Stated exercise
Do not include the pictures; repeat the rest of the data exactly.
○ ○ ○ ○ ○
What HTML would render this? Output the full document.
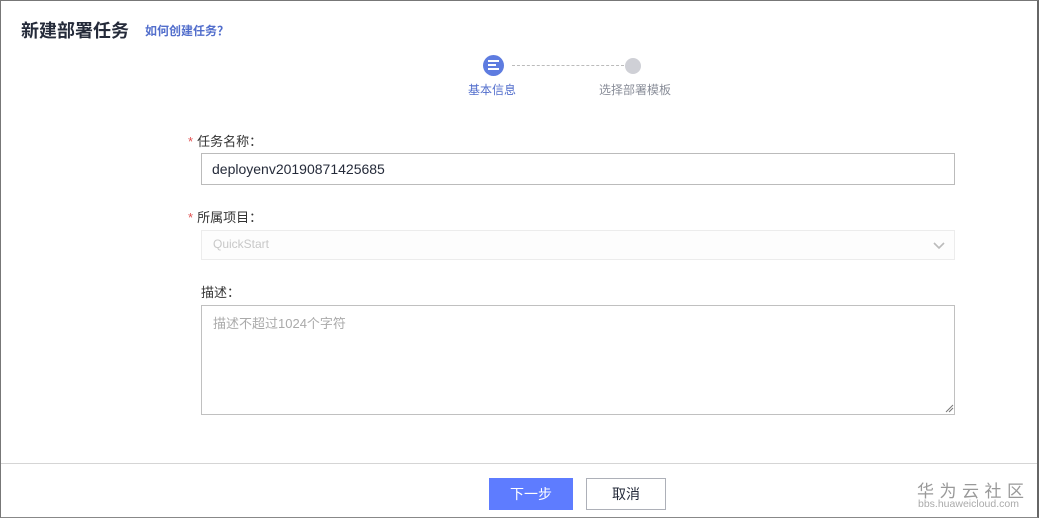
<!DOCTYPE html>
<html><head><meta charset="utf-8"><style>
*{box-sizing:border-box;margin:0;padding:0}
body{width:1039px;height:518px;background:#fff;font-family:"Liberation Sans","Noto Sans CJK SC",sans-serif;position:relative;overflow:hidden}
.frame{position:absolute;left:0;top:0;width:1039px;height:518px;border:1px solid #777;border-right:2px solid #666;border-bottom:1px solid #888}
.a{position:absolute;white-space:nowrap}
.lbl{font-size:13px;color:#333}
.star{color:#e05050;margin-right:4px}
.box{position:absolute;left:201px;width:754px;border:1px solid #c8c8c8;background:#fff}
</style></head><body>
<div class="frame"></div>
<div class="a" style="left:21px;top:17px;font-size:18px;font-weight:bold;color:#252b3a">新建部署任务</div>
<div class="a" style="left:145px;top:22px;font-size:12px;font-weight:bold;color:#526ecc">如何创建任务？</div>
<div class="a" style="left:483px;top:55px;width:21px;height:21px;border-radius:50%;background:#5e7ce0"></div>
<div class="a" style="left:488px;top:60px;width:11px;height:2px;background:#fff"></div>
<div class="a" style="left:488px;top:64px;width:8px;height:2px;background:#fff"></div>
<div class="a" style="left:488px;top:68px;width:11px;height:2px;background:#fff"></div>
<div class="a" style="left:512px;top:65px;width:112px;border-top:1px dashed #bbb"></div>
<div class="a" style="left:625px;top:58px;width:16px;height:16px;border-radius:50%;background:#cfd0d6"></div>
<div class="a" style="left:468px;top:81px;font-size:12px;color:#526ecc">基本信息</div>
<div class="a" style="left:599px;top:81px;font-size:12px;color:#8a8e99">选择部署模板</div>
<div class="a lbl" style="left:188px;top:131px"><span class="star">*</span>任务名称：</div>
<div class="box" style="top:153px;height:32px;border-color:#bbb"></div>
<div class="a" style="left:212px;top:161px;font-size:14px;color:#252b3a">deployenv20190871425685</div>
<div class="a lbl" style="left:188px;top:207px"><span class="star">*</span>所属项目：</div>
<div class="box" style="top:230px;height:30px;border-color:#ececec;background:#fdfdfd"></div>
<div class="a" style="left:213px;top:237px;font-size:12px;color:#c8c8c8">QuickStart</div>
<svg class="a" style="left:933px;top:240px" width="12" height="10"><path d="M1 3l5 5 5-5" stroke="#bbb" stroke-width="1.6" fill="none"/></svg>
<div class="a lbl" style="left:201px;top:282px">描述：</div>
<div class="box" style="top:305px;height:110px;border-color:#c0c0c0"></div>
<div class="a" style="left:213px;top:313px;font-size:13px;color:#aaa">描述不超过1024个字符</div>
<svg class="a" style="left:944px;top:403px" width="10" height="10"><path d="M9 2L2 9M9 5L5 9" stroke="#777" stroke-width="1"/></svg>
<div class="a" style="left:1px;top:463px;width:1036px;border-top:1px solid #d5d5d5"></div>
<div class="a" style="left:489px;top:478px;width:84px;height:32px;background:#5e7cff;color:#fff;font-size:14px;text-align:center;line-height:32px">下一步</div>
<div class="a" style="left:586px;top:478px;width:80px;height:32px;border:1px solid #adb0b8;color:#252b3a;font-size:14px;text-align:center;line-height:30px">取消</div>
<div class="a" style="left:917px;top:477px;font-size:17px;color:#999;letter-spacing:5.5px">华为云社区</div>
<div class="a" style="left:918px;top:498px;font-size:10.5px;color:#aaa">bbs.huaweicloud.com</div>
</body></html>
○ ○ ○ ○ ○
Full answer
What HTML would render this? Output the full document.
<!DOCTYPE html>
<html><head><meta charset="utf-8"><style>
*{box-sizing:border-box;margin:0;padding:0}
body{width:1039px;height:518px;background:#fff;font-family:"Liberation Sans","Noto Sans CJK SC",sans-serif;position:relative;overflow:hidden}
.frame{position:absolute;left:0;top:0;width:1039px;height:518px;border:1px solid #777;border-right:2px solid #666;border-bottom:1px solid #888}
.a{position:absolute;white-space:nowrap}
.lbl{font-size:13px;color:#333}
.star{color:#e05050;margin-right:4px}
.box{position:absolute;left:201px;width:754px;border:1px solid #c8c8c8;background:#fff}
</style></head><body>
<div class="frame"></div>
<div class="a" style="left:21px;top:17px;font-size:18px;font-weight:bold;color:#252b3a">新建部署任务</div>
<div class="a" style="left:145px;top:22px;font-size:12px;font-weight:bold;color:#526ecc">如何创建任务？</div>
<div class="a" style="left:483px;top:55px;width:21px;height:21px;border-radius:50%;background:#5e7ce0"></div>
<div class="a" style="left:488px;top:60px;width:11px;height:2px;background:#fff"></div>
<div class="a" style="left:488px;top:64px;width:8px;height:2px;background:#fff"></div>
<div class="a" style="left:488px;top:68px;width:11px;height:2px;background:#fff"></div>
<div class="a" style="left:512px;top:65px;width:112px;border-top:1px dashed #bbb"></div>
<div class="a" style="left:625px;top:58px;width:16px;height:16px;border-radius:50%;background:#cfd0d6"></div>
<div class="a" style="left:468px;top:81px;font-size:12px;color:#526ecc">基本信息</div>
<div class="a" style="left:599px;top:81px;font-size:12px;color:#8a8e99">选择部署模板</div>
<div class="a lbl" style="left:188px;top:131px"><span class="star">*</span>任务名称：</div>
<div class="box" style="top:153px;height:32px;border-color:#bbb"></div>
<div class="a" style="left:212px;top:161px;font-size:14px;color:#252b3a">deployenv20190871425685</div>
<div class="a lbl" style="left:188px;top:207px"><span class="star">*</span>所属项目：</div>
<div class="box" style="top:230px;height:30px;border-color:#ececec;background:#fdfdfd"></div>
<div class="a" style="left:213px;top:237px;font-size:12px;color:#c8c8c8">QuickStart</div>
<svg class="a" style="left:933px;top:240px" width="12" height="10"><path d="M1 3l5 5 5-5" stroke="#bbb" stroke-width="1.6" fill="none"/></svg>
<div class="a lbl" style="left:201px;top:282px">描述：</div>
<div class="box" style="top:305px;height:110px;border-color:#c0c0c0"></div>
<div class="a" style="left:213px;top:313px;font-size:13px;color:#aaa">描述不超过1024个字符</div>
<svg class="a" style="left:944px;top:403px" width="10" height="10"><path d="M9 2L2 9M9 5L5 9" stroke="#777" stroke-width="1"/></svg>
<div class="a" style="left:1px;top:463px;width:1036px;border-top:1px solid #d5d5d5"></div>
<div class="a" style="left:489px;top:478px;width:84px;height:32px;background:#5e7cff;color:#fff;font-size:14px;text-align:center;line-height:32px">下一步</div>
<div class="a" style="left:586px;top:478px;width:80px;height:32px;border:1px solid #adb0b8;color:#252b3a;font-size:14px;text-align:center;line-height:30px">取消</div>
<div class="a" style="left:917px;top:477px;font-size:17px;color:#999;letter-spacing:5.5px">华为云社区</div>
<div class="a" style="left:918px;top:498px;font-size:10.5px;color:#aaa">bbs.huaweicloud.com</div>
</body></html>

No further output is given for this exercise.